Vanity Fair meets Ramush Haradinaj

The Hague Tribunal indicted him for war crimes that included kidnapping, rape, torture and murder, but he was acquitted of all charges.

Now Vanity Fair says that Haradinaj, who "killed a lot of people", is "the Balkan Rambo", and says he is, "perhaps more than anyone else", responsible for "provoking Serbia into the campaign of ethnic cleansing which led to the NATO intervention of 1999".

The article, entitled, "House of War", starts with a quote from "the laws of the Kanun of Leke Dukagjin", which among other things instructs its followers in matters such as blood feuds and revenge over "damaged honor".

It is on that basis, William Langewiesche writes, that the Haradinaj conducted his fight against "Milošević's authority" in Kosovo.

The former KLA warlord is, according to Vanity Fair, speaking fluent English and is "disarmingly open" in conversation.

"His mouth hangs open, but no one should doubt that Haradinaj is smart," the article assures.

Haradinaj confided in the magazine's reporter that he was a nightclub bouncer in Switzerland and France in the early 1990s, but that even then, he was thoroughly preparing for war in Kosovo.

"Upon his return to the Balkans, around 1995, he began systematically to run guns across the mountains from Albania into Kosovo."

"After the war started in earnest, he earned the name Rambo for his stubbornness in battle against the Serbs. Picture a blood-drenched fighter holding his ground with a machine gun in each hand. He was wounded many times. He killed a lot of people," Vanity Fair writes.

The article's author then ventures to conclude that the Serbs "would kill him if they could. They would shoot him in the head and throw his body into a ditch. They would wrap him in barbed wire and drag him to death behind a car.
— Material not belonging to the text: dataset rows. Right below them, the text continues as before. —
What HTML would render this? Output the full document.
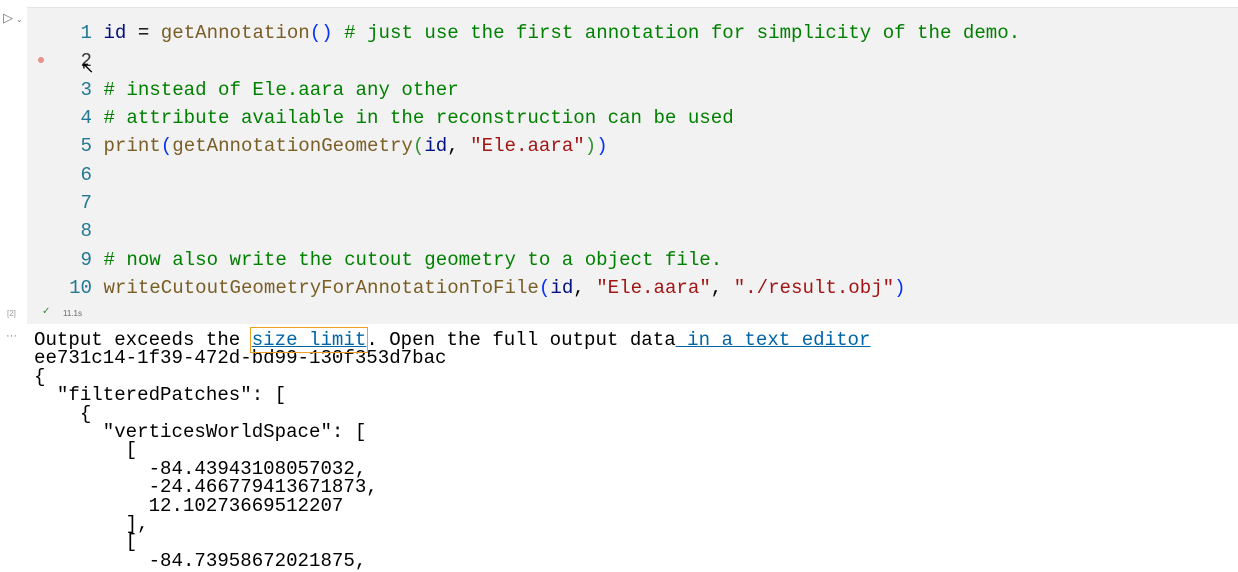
<!DOCTYPE html>
<html><head><style>
body{margin:0;width:1238px;height:563px;background:#fff;position:relative;overflow:hidden;font-family:"Liberation Mono",monospace}
.cell{position:absolute;left:27px;top:7px;width:1211px;height:316px;background:#f2f2f2;border-top:1px solid #e5e5e5}
.code{position:absolute;left:0;top:19px;font-size:19.1px;line-height:28.33px;white-space:pre}
.ln{color:#237893;display:inline-block;width:92px;text-align:right}
.c{color:#008000}.f{color:#795e26}.v{color:#001080}.s{color:#a31515}.p{color:#0431fa}.k{color:#000}
.out{position:absolute;left:34px;top:331px;font-size:19.1px;line-height:18.4px;white-space:pre;color:#000}
a{color:#0065a8;text-decoration:underline}
</style></head><body>
<div class="cell"></div>
<div style="position:absolute;left:3px;top:10px;font-size:13px;color:#777;font-family:'Liberation Sans',sans-serif">▷<span style="font-size:8px;margin-left:3px">⌄</span></div>
<div style="position:absolute;left:38px;top:57px;width:6px;height:6px;border-radius:50%;background:#e8908c"></div>
<div class="code"><span class="ln">1</span> <span class="v">id</span> <span class="k">=</span> <span class="f">getAnnotation</span><span class="p">()</span> <span class="c"># just use the first annotation for simplicity of the demo.</span>
<span class="ln" style="color:#333">2</span>
<span class="ln">3</span> <span class="c"># instead of Ele.aara any other</span>
<span class="ln">4</span> <span class="c"># attribute available in the reconstruction can be used</span>
<span class="ln">5</span> <span class="f">print</span><span class="p">(</span><span class="f">getAnnotationGeometry</span><span style="color:#319331">(</span><span class="v">id</span>, <span class="s">"Ele.aara"</span><span style="color:#319331">)</span><span class="p">)</span>
<span class="ln">6</span>
<span class="ln">7</span>
<span class="ln">8</span>
<span class="ln">9</span> <span class="c"># now also write the cutout geometry to a object file.</span>
<span class="ln">10</span> <span class="f">writeCutoutGeometryForAnnotationToFile</span><span class="p">(</span><span class="v">id</span>, <span class="s">"Ele.aara"</span>, <span class="s">"./result.obj"</span><span class="p">)</span></div>
<div style="position:absolute;left:81px;top:58px;font-size:16px;color:#000">↖</div>
<div style="position:absolute;left:7px;top:309px;font-size:8px;color:#999;font-family:'Liberation Sans',sans-serif">[2]</div>
<div style="position:absolute;left:42px;top:306px;font-size:10px;color:#388a34;font-family:'Liberation Sans',sans-serif">✓</div>
<div style="position:absolute;left:63px;top:309px;font-size:8px;color:#666;font-family:'Liberation Sans',sans-serif">11.1s</div>
<div style="position:absolute;left:6px;top:330px;font-size:11px;color:#777;font-family:'Liberation Sans',sans-serif">···</div>
<div class="out">Output exceeds the <a style="outline:1px solid #f0a020;outline-offset:1px">size limit</a>. Open the full output data<a> in a text editor</a>
ee731c14-1f39-472d-bd99-130f353d7bac
{
  "filteredPatches": [
    {
      "verticesWorldSpace": [
        [
          -84.43943108057032,
          -24.466779413671873,
          12.10273669512207
        ],
        [
          -84.73958672021875,</div>
</body></html>
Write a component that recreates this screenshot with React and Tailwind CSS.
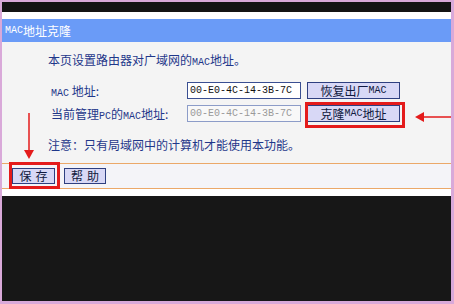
import React from "react";

const M = ({ children }) => (
  <span className="font-['Liberation_Mono',monospace] text-[10px] leading-[10px]">{children}</span>
);

export default function App() {
  return (
    <div className="w-[454px] h-[304px] bg-[#d9a9d9] pl-[2px] pr-[3px] pt-[2px] pb-[3px] font-['Noto_Sans_CJK_SC',sans-serif] text-[12px]">
      <div className="relative flex h-full flex-col">
        <div className="h-[10px] bg-[#141414]" />
        <div className="h-[7px] bg-white" />
        <div className="flex h-[23px] items-center bg-[#6a9bf7] pl-[3px] text-white leading-[14px]">
          <M>MAC</M>地址克隆
        </div>
        <div className="h-[121px] bg-[#f4f4f4] pl-[46px] pt-[10px] text-[#1f378a]">
          <div className="h-[16px] leading-[16px]">
            本页设置路由器对广域网的<M>MAC</M>地址。
          </div>
          <div className="mt-[14px] flex flex-col gap-[6px] pl-[3px]">
            <div className="flex h-[17px] items-center">
              <div className="w-[136px] leading-[16px]">
                <M>MAC</M>&nbsp;地址:
              </div>
              <div className="flex h-[17px] w-[114px] items-center border border-[#3a4f92] bg-white pl-[2px] font-['Liberation_Mono',monospace] text-[10px] text-[#111]">
                00-E0-4C-14-3B-7C
              </div>
              <button className="ml-[6px] flex h-[17px] w-[93px] items-center justify-center border border-[#2e3f80] bg-[#d8d8f6] text-[#111a40] leading-[14px]">
                恢复出厂<M>MAC</M>
              </button>
            </div>
            <div className="flex h-[17px] items-center">
              <div className="w-[136px] leading-[16px]">
                当前管理<M>PC</M>的<M>MAC</M>地址:
              </div>
              <div className="flex h-[17px] w-[114px] items-center border border-[#8c9cc8] bg-[#f8f8f8] pl-[2px] font-['Liberation_Mono',monospace] text-[10px] text-[#9a9a9a]">
                00-E0-4C-14-3B-7C
              </div>
              <button className="ml-[6px] flex h-[17px] w-[93px] items-center justify-center border border-[#2e3f80] bg-[#d8d8f6] text-[#111a40] leading-[14px]">
                克隆<M>MAC</M>地址
              </button>
            </div>
          </div>
          <div className="mt-[15px] h-[16px] leading-[16px]">注意：只有局域网中的计算机才能使用本功能。</div>
        </div>
        <div className="h-px bg-[#eba869]" />
        <div className="flex h-[24px] items-center gap-[9px] bg-[#f4f4f8] pl-[10px]">
          <button className="flex h-[16px] w-[43px] items-center justify-center border border-[#2e3f80] bg-[#d8d8f6] text-[#111a40] leading-[14px] tracking-[4px] pl-[4px]">
            保存
          </button>
          <button className="flex h-[16px] w-[42px] items-center justify-center border border-[#2e3f80] bg-[#d8d8f6] text-[#111a40] leading-[14px] tracking-[4px] pl-[4px]">
            帮助
          </button>
        </div>
        <div className="h-px bg-[#eba869]" />
        <div className="h-[7px] bg-white" />
        <div className="flex-1 bg-[#171717]" />

        {/* annotations */}
        <div className="absolute left-[7px] top-[160px] h-[27px] w-[51px] border-[3px] border-[#e41b1b]" />
        <div className="absolute left-[303px] top-[100px] h-[26px] w-[100px] border-[3px] border-[#e41b1b]" />
        <svg className="absolute left-[20px] top-[110px]" width="16" height="48" viewBox="0 0 16 48">
          <line x1="7" y1="1" x2="7" y2="40" stroke="#e41b1b" strokeWidth="1.5" />
          <polygon points="2,38 12,38 7,47" fill="#e41b1b" />
        </svg>
        <svg className="absolute left-[412px] top-[108px]" width="37" height="16" viewBox="0 0 37 16">
          <line x1="8" y1="7" x2="37" y2="7" stroke="#e41b1b" strokeWidth="1.5" />
          <polygon points="1,7 10,2 10,12" fill="#e41b1b" />
        </svg>
      </div>
    </div>
  );
}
This is what they say he did to their people."

As for Kosovo nowadays, Haradinaj is quoted as saying that fifty percent of the population is unemployed.

"Fifty percent unemployment? More like fifty percent black marketeering, smuggling, and tax evasion. But there was perhaps no contradiction in Haradinaj’s mind," Langewiesche writes.

Despite a large inflow of money from foreign funds to Kosovo, it is still a place where the mechanisms of government do not function, a place controlled by a system that is characterized by ties and arrangements made outside the law, Vanity Fair writes.

Its reporter also noted Haradinaj's Priština house, "a large, round-roofed structure that stands on a hill facetiously known as Mount Olympus, can be seen from much of the city, where its opulence speaks to the spoils of war".